Exercise description.
Each line of the listing must be transcribed exactly, except for the images, which should be excluded.

Web page code records:
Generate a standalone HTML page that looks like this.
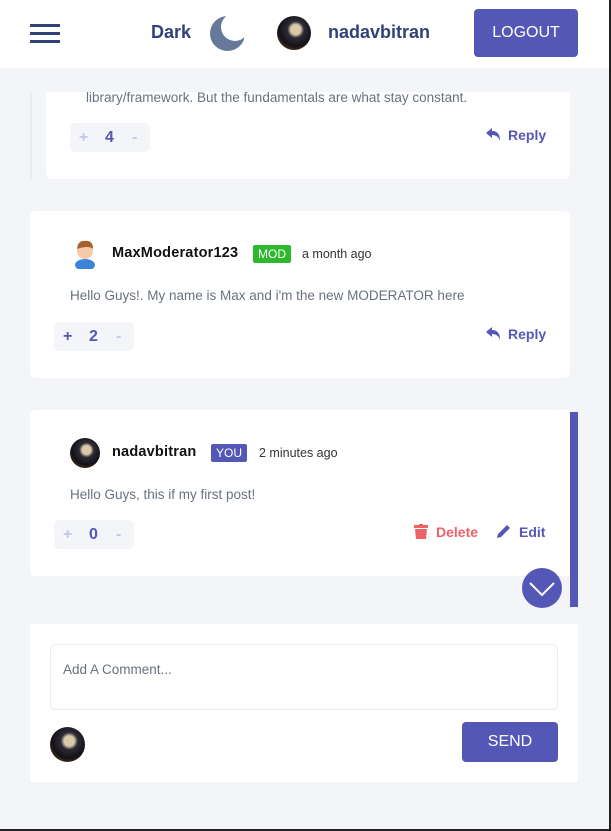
<!DOCTYPE html>
<html><head><meta charset="utf-8"><style>
*{margin:0;padding:0;box-sizing:border-box}
body{width:611px;height:831px;overflow:hidden;background:#f4f5f9;font-family:"Liberation Sans",sans-serif;position:relative}
.a{position:absolute}
.card{position:absolute;background:#fff;border-radius:6px}
.vote{position:absolute;width:80px;height:29px;background:#f4f5f9;border-radius:6px;font-weight:bold;color:#5457b6}
.vote span{position:absolute;top:6px;font-size:16px}
.pl{left:9px;color:#c5c6ef}.n{left:35px}.mi{left:62px;color:#c5c6ef}
.av{position:absolute;border-radius:50%;background:radial-gradient(circle at 55% 40%,#d9c9a8 0 18%,#2c2a35 30%,#141217 60%,#5b3b1e 85%,#1a1a1a 100%)}
.txt{position:absolute;color:#67727e;font-size:13.5px}
.name{position:absolute;font-weight:bold;font-size:14.5px;color:#111;letter-spacing:0.2px}
.time{position:absolute;font-size:12.5px;color:#333}
.act{position:absolute;font-weight:bold;font-size:14px}
</style></head><body>
<div class="a" style="left:0;top:0;width:611px;height:68px;background:#fff"></div>
<div class="a" style="left:30px;top:24px;width:30px;height:3px;background:#324277"></div>
<div class="a" style="left:30px;top:32px;width:30px;height:3px;background:#324277"></div>
<div class="a" style="left:30px;top:40px;width:30px;height:3px;background:#324277"></div>
<div class="a" style="left:151px;top:22px;font-weight:bold;font-size:18px;color:#324277">Dark</div>
<svg class="a" style="left:209px;top:15px" width="37" height="37" viewBox="0 0 37 37"><defs><mask id="m"><rect width="37" height="37" fill="#fff"/><circle cx="26" cy="12" r="14" fill="#000"/></mask></defs><circle cx="18.5" cy="18.5" r="17.5" fill="#67799a" mask="url(#m)"/></svg>
<div class="av" style="left:277px;top:16px;width:34px;height:34px"></div>
<div class="a" style="left:328px;top:22px;font-weight:bold;font-size:18px;color:#324277">nadavbitran</div>
<div class="a" style="left:474px;top:9px;width:104px;height:48px;background:#5457b6;border-radius:4px;color:#fff;font-size:16px;text-align:center;line-height:48px">LOGOUT</div>

<div class="a" style="left:30px;top:92px;width:2px;height:87px;background:#e9ebf0"></div>
<div class="card" style="left:46px;top:92px;width:524px;height:87px;border-radius:0 0 6px 6px"></div>
<div class="txt" style="left:86px;top:90px">library/framework. But the fundamentals are what stay constant.</div>
<div class="vote" style="left:70px;top:123px"><span class="pl">+</span><span class="n">4</span><span class="mi">-</span></div>
<svg class="a" style="left:486px;top:128px" width="15" height="13" viewBox="0 0 15 13"><path d="M6 0L0 5L6 10V7Q12 7 14 13Q14 3 6 3Z" fill="#5457b6"/></svg>
<div class="act" style="left:508px;top:127px;color:#5457b6">Reply</div>

<div class="card" style="left:30px;top:211px;width:540px;height:167px"></div>
<svg class="a" style="left:72px;top:237px" width="26" height="32" viewBox="0 0 26 32"><ellipse cx="13" cy="28" rx="10" ry="6" fill="#3a85d6"/><circle cx="13" cy="14" r="8" fill="#f6caa8"/><path d="M5 12 Q6 3 13 4 Q21 3 21 12 Q17 8 5 12Z" fill="#a8602f"/></svg>
<div class="name" style="left:112px;top:245px">MaxModerator123</div>
<div class="a" style="left:253px;top:245px;width:38px;height:18px;background:#2eb82e;border-radius:2px;color:#fff;font-size:12px;text-align:center;line-height:18px">MOD</div>
<div class="time" style="left:302px;top:247px">a month ago</div>
<div class="txt" style="left:70px;top:288px">Hello Guys!. My name is Max and i'm the new MODERATOR here</div>
<div class="vote" style="left:54px;top:322px"><span class="pl" style="color:#5457b6">+</span><span class="n">2</span><span class="mi">-</span></div>
<svg class="a" style="left:486px;top:327px" width="15" height="13" viewBox="0 0 15 13"><path d="M6 0L0 5L6 10V7Q12 7 14 13Q14 3 6 3Z" fill="#5457b6"/></svg>
<div class="act" style="left:508px;top:326px;color:#5457b6">Reply</div>

<div class="card" style="left:30px;top:410px;width:540px;height:166px;border-radius:6px 0 0 6px"></div>
<div class="a" style="left:570px;top:412px;width:8px;height:195px;background:#5457b6"></div>
<div class="av" style="left:70px;top:438px;width:30px;height:30px"></div>
<div class="name" style="left:112px;top:444px">nadavbitran</div>
<div class="a" style="left:211px;top:444px;width:36px;height:18px;background:#5457b6;border-radius:2px;color:#fff;font-size:12px;text-align:center;line-height:18px">YOU</div>
<div class="time" style="left:259px;top:446px">2 minutes ago</div>
<div class="txt" style="left:70px;top:487px">Hello Guys, this if my first post!</div>
<div class="vote" style="left:54px;top:520px"><span class="pl">+</span><span class="n">0</span><span class="mi">-</span></div>
<svg class="a" style="left:414px;top:524px" width="14" height="15" viewBox="0 0 14 15"><rect x="0" y="1" width="14" height="3" fill="#ed6368"/><rect x="5" y="0" width="4" height="2" fill="#ed6368"/><path d="M1 5H13L12 15H2Z" fill="#ed6368"/></svg>
<div class="act" style="left:436px;top:524px;color:#ed6368">Delete</div>
<svg class="a" style="left:497px;top:524px" width="14" height="15" viewBox="0 0 14 15"><path d="M10 1L13 4L4 13L0 14L1 10Z" fill="#5457b6"/></svg>
<div class="act" style="left:519px;top:524px;color:#5457b6">Edit</div>
<div class="a" style="left:522px;top:568px;width:40px;height:40px;border-radius:50%;background:#5457b6"></div>
<svg class="a" style="left:522px;top:568px" width="40" height="40"><path d="M8 15L20 27L32 15" stroke="#fff" stroke-width="2" fill="none"/></svg>

<div class="card" style="left:30px;top:624px;width:548px;height:158px;border-radius:0"></div>
<div class="a" style="left:50px;top:644px;width:508px;height:66px;border:1px solid #e9ebf0;border-radius:6px"></div>
<div class="a" style="left:63px;top:662px;font-size:13.5px;color:#67727e">Add A Comment...</div>
<div class="av" style="left:50px;top:727px;width:35px;height:35px"></div>
<div class="a" style="left:462px;top:722px;width:96px;height:40px;background:#5457b6;border-radius:4px;color:#fff;font-size:16px;text-align:center;line-height:40px">SEND</div>

<div class="a" style="left:609px;top:0;width:2px;height:831px;background:#222"></div>
<div class="a" style="left:0;top:829px;width:611px;height:2px;background:#222"></div>
</body></html>
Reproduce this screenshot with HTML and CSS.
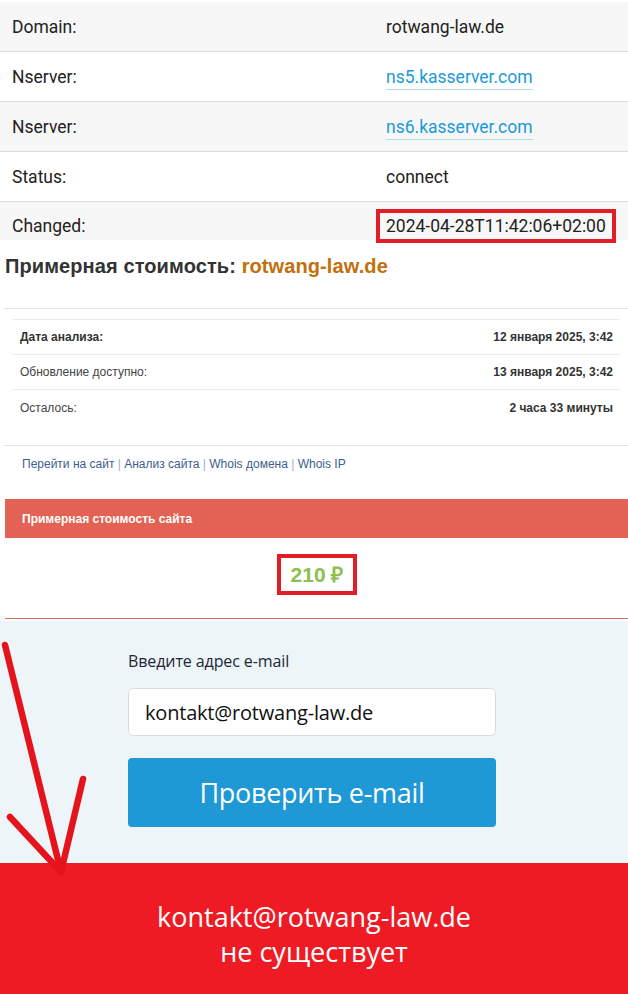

Solution for this task.
Generate a standalone HTML page that looks like this.
<!DOCTYPE html>
<html><head><meta charset="utf-8"><style>
*{margin:0;padding:0;box-sizing:border-box}
body{width:611px;height:831px;overflow:hidden;background:#f4f5f9;font-family:"Liberation Sans",sans-serif;position:relative}
.a{position:absolute}
.card{position:absolute;background:#fff;border-radius:6px}
.vote{position:absolute;width:80px;height:29px;background:#f4f5f9;border-radius:6px;font-weight:bold;color:#5457b6}
.vote span{position:absolute;top:6px;font-size:16px}
.pl{left:9px;color:#c5c6ef}.n{left:35px}.mi{left:62px;color:#c5c6ef}
.av{position:absolute;border-radius:50%;background:radial-gradient(circle at 55% 40%,#d9c9a8 0 18%,#2c2a35 30%,#141217 60%,#5b3b1e 85%,#1a1a1a 100%)}
.txt{position:absolute;color:#67727e;font-size:13.5px}
.name{position:absolute;font-weight:bold;font-size:14.5px;color:#111;letter-spacing:0.2px}
.time{position:absolute;font-size:12.5px;color:#333}
.act{position:absolute;font-weight:bold;font-size:14px}
</style></head><body>
<div class="a" style="left:0;top:0;width:611px;height:68px;background:#fff"></div>
<div class="a" style="left:30px;top:24px;width:30px;height:3px;background:#324277"></div>
<div class="a" style="left:30px;top:32px;width:30px;height:3px;background:#324277"></div>
<div class="a" style="left:30px;top:40px;width:30px;height:3px;background:#324277"></div>
<div class="a" style="left:151px;top:22px;font-weight:bold;font-size:18px;color:#324277">Dark</div>
<svg class="a" style="left:209px;top:15px" width="37" height="37" viewBox="0 0 37 37"><defs><mask id="m"><rect width="37" height="37" fill="#fff"/><circle cx="26" cy="12" r="14" fill="#000"/></mask></defs><circle cx="18.5" cy="18.5" r="17.5" fill="#67799a" mask="url(#m)"/></svg>
<div class="av" style="left:277px;top:16px;width:34px;height:34px"></div>
<div class="a" style="left:328px;top:22px;font-weight:bold;font-size:18px;color:#324277">nadavbitran</div>
<div class="a" style="left:474px;top:9px;width:104px;height:48px;background:#5457b6;border-radius:4px;color:#fff;font-size:16px;text-align:center;line-height:48px">LOGOUT</div>

<div class="a" style="left:30px;top:92px;width:2px;height:87px;background:#e9ebf0"></div>
<div class="card" style="left:46px;top:92px;width:524px;height:87px;border-radius:0 0 6px 6px"></div>
<div class="txt" style="left:86px;top:90px">library/framework. But the fundamentals are what stay constant.</div>
<div class="vote" style="left:70px;top:123px"><span class="pl">+</span><span class="n">4</span><span class="mi">-</span></div>
<svg class="a" style="left:486px;top:128px" width="15" height="13" viewBox="0 0 15 13"><path d="M6 0L0 5L6 10V7Q12 7 14 13Q14 3 6 3Z" fill="#5457b6"/></svg>
<div class="act" style="left:508px;top:127px;color:#5457b6">Reply</div>

<div class="card" style="left:30px;top:211px;width:540px;height:167px"></div>
<svg class="a" style="left:72px;top:237px" width="26" height="32" viewBox="0 0 26 32"><ellipse cx="13" cy="28" rx="10" ry="6" fill="#3a85d6"/><circle cx="13" cy="14" r="8" fill="#f6caa8"/><path d="M5 12 Q6 3 13 4 Q21 3 21 12 Q17 8 5 12Z" fill="#a8602f"/></svg>
<div class="name" style="left:112px;top:245px">MaxModerator123</div>
<div class="a" style="left:253px;top:245px;width:38px;height:18px;background:#2eb82e;border-radius:2px;color:#fff;font-size:12px;text-align:center;line-height:18px">MOD</div>
<div class="time" style="left:302px;top:247px">a month ago</div>
<div class="txt" style="left:70px;top:288px">Hello Guys!. My name is Max and i'm the new MODERATOR here</div>
<div class="vote" style="left:54px;top:322px"><span class="pl" style="color:#5457b6">+</span><span class="n">2</span><span class="mi">-</span></div>
<svg class="a" style="left:486px;top:327px" width="15" height="13" viewBox="0 0 15 13"><path d="M6 0L0 5L6 10V7Q12 7 14 13Q14 3 6 3Z" fill="#5457b6"/></svg>
<div class="act" style="left:508px;top:326px;color:#5457b6">Reply</div>

<div class="card" style="left:30px;top:410px;width:540px;height:166px;border-radius:6px 0 0 6px"></div>
<div class="a" style="left:570px;top:412px;width:8px;height:195px;background:#5457b6"></div>
<div class="av" style="left:70px;top:438px;width:30px;height:30px"></div>
<div class="name" style="left:112px;top:444px">nadavbitran</div>
<div class="a" style="left:211px;top:444px;width:36px;height:18px;background:#5457b6;border-radius:2px;color:#fff;font-size:12px;text-align:center;line-height:18px">YOU</div>
<div class="time" style="left:259px;top:446px">2 minutes ago</div>
<div class="txt" style="left:70px;top:487px">Hello Guys, this if my first post!</div>
<div class="vote" style="left:54px;top:520px"><span class="pl">+</span><span class="n">0</span><span class="mi">-</span></div>
<svg class="a" style="left:414px;top:524px" width="14" height="15" viewBox="0 0 14 15"><rect x="0" y="1" width="14" height="3" fill="#ed6368"/><rect x="5" y="0" width="4" height="2" fill="#ed6368"/><path d="M1 5H13L12 15H2Z" fill="#ed6368"/></svg>
<div class="act" style="left:436px;top:524px;color:#ed6368">Delete</div>
<svg class="a" style="left:497px;top:524px" width="14" height="15" viewBox="0 0 14 15"><path d="M10 1L13 4L4 13L0 14L1 10Z" fill="#5457b6"/></svg>
<div class="act" style="left:519px;top:524px;color:#5457b6">Edit</div>
<div class="a" style="left:522px;top:568px;width:40px;height:40px;border-radius:50%;background:#5457b6"></div>
<svg class="a" style="left:522px;top:568px" width="40" height="40"><path d="M8 15L20 27L32 15" stroke="#fff" stroke-width="2" fill="none"/></svg>

<div class="card" style="left:30px;top:624px;width:548px;height:158px;border-radius:0"></div>
<div class="a" style="left:50px;top:644px;width:508px;height:66px;border:1px solid #e9ebf0;border-radius:6px"></div>
<div class="a" style="left:63px;top:662px;font-size:13.5px;color:#67727e">Add A Comment...</div>
<div class="av" style="left:50px;top:727px;width:35px;height:35px"></div>
<div class="a" style="left:462px;top:722px;width:96px;height:40px;background:#5457b6;border-radius:4px;color:#fff;font-size:16px;text-align:center;line-height:40px">SEND</div>

<div class="a" style="left:609px;top:0;width:2px;height:831px;background:#222"></div>
<div class="a" style="left:0;top:829px;width:611px;height:2px;background:#222"></div>
</body></html>
Reproduce this screenshot with HTML and CSS.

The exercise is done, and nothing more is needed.